The paper first examined “The Signifying Monkey: A Theory of African-American Literary Criticism”, in which Gates Henry parodied African American literature. Gates pointed out parody should not lead to a drift from the original text. The paper then examined Benard Bell’s book entitled “The Contemporary African America.
Bell argued that Parody is one of the ethic forms of oratory, the black vernacular, which is first developed by boys in play to assert masculinity among people and to achieve the sense of security in their contact with the hostility of a larger society (Bell, 79).
The paper also examined Page’s book titled “Icons of African American Literature: the Black Literary World”, in which the author indicated that Ellison believed that the racial novel did not exist and that black writers had to stay away from racial polemic.
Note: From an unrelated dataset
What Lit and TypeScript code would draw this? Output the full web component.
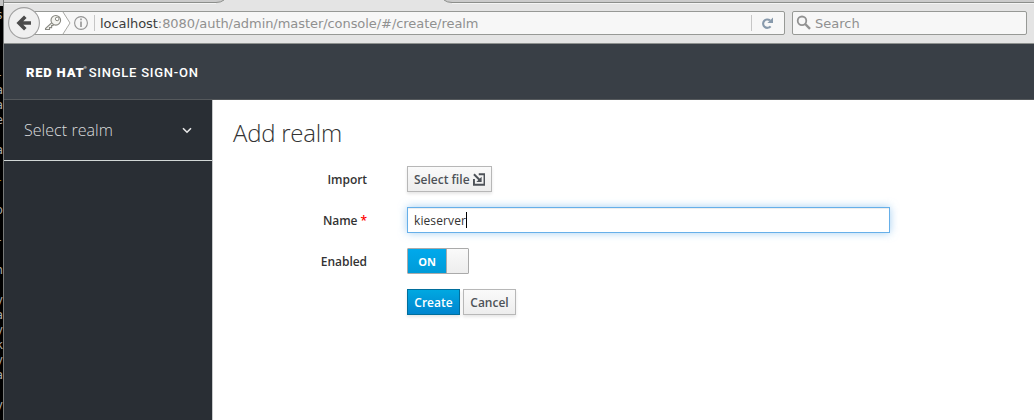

The paper also illustrated how Bruce, Zemliansky and Nadel parody Ellison’s and Reed’s work in their books titled “The Critical Response to Ishmael Reed’ and Political Philosophy of John Locke respectively. Moreover, it concluded by examining Braman’s parody of Reed’s top creativity as illustrated in Mumbo Jumbo. This paper has demonstrated how the use of parody is symbolic in the African American literature.
Works Cited
Bell, Benard. The Contemporary African American Novel: Its folk roots and literary branches. Massachussets: Massachussets University Press, 2004. Print.
Braman, C. Political Philosophy of John Locke. Chuck Braman 1996. Web.
Bruce, Dick and Zemliansky, P. The Critical Response to Ishmael Reed. California: Greenwood Press, 1999. Print.
English Oxford Dictionary. Parody. Oxford: Oxford University Press, 2006. Print.
Gilyard, K. African American Literature. New York: Longman, 2004.
Hutcheon, Linda. A theory of parody: the teachings of twentienth century art forms. London: Routledge, 1985.
Nadel, Alan. Ralph Ellison and the American Canon: Invisible Criticism. Iowa: Iowa University Press, 1988. Print.
Page, Yolanda. Icons of African American Literature: the black literary world. Washington: Libray of Congress Publishing, 2011. Print.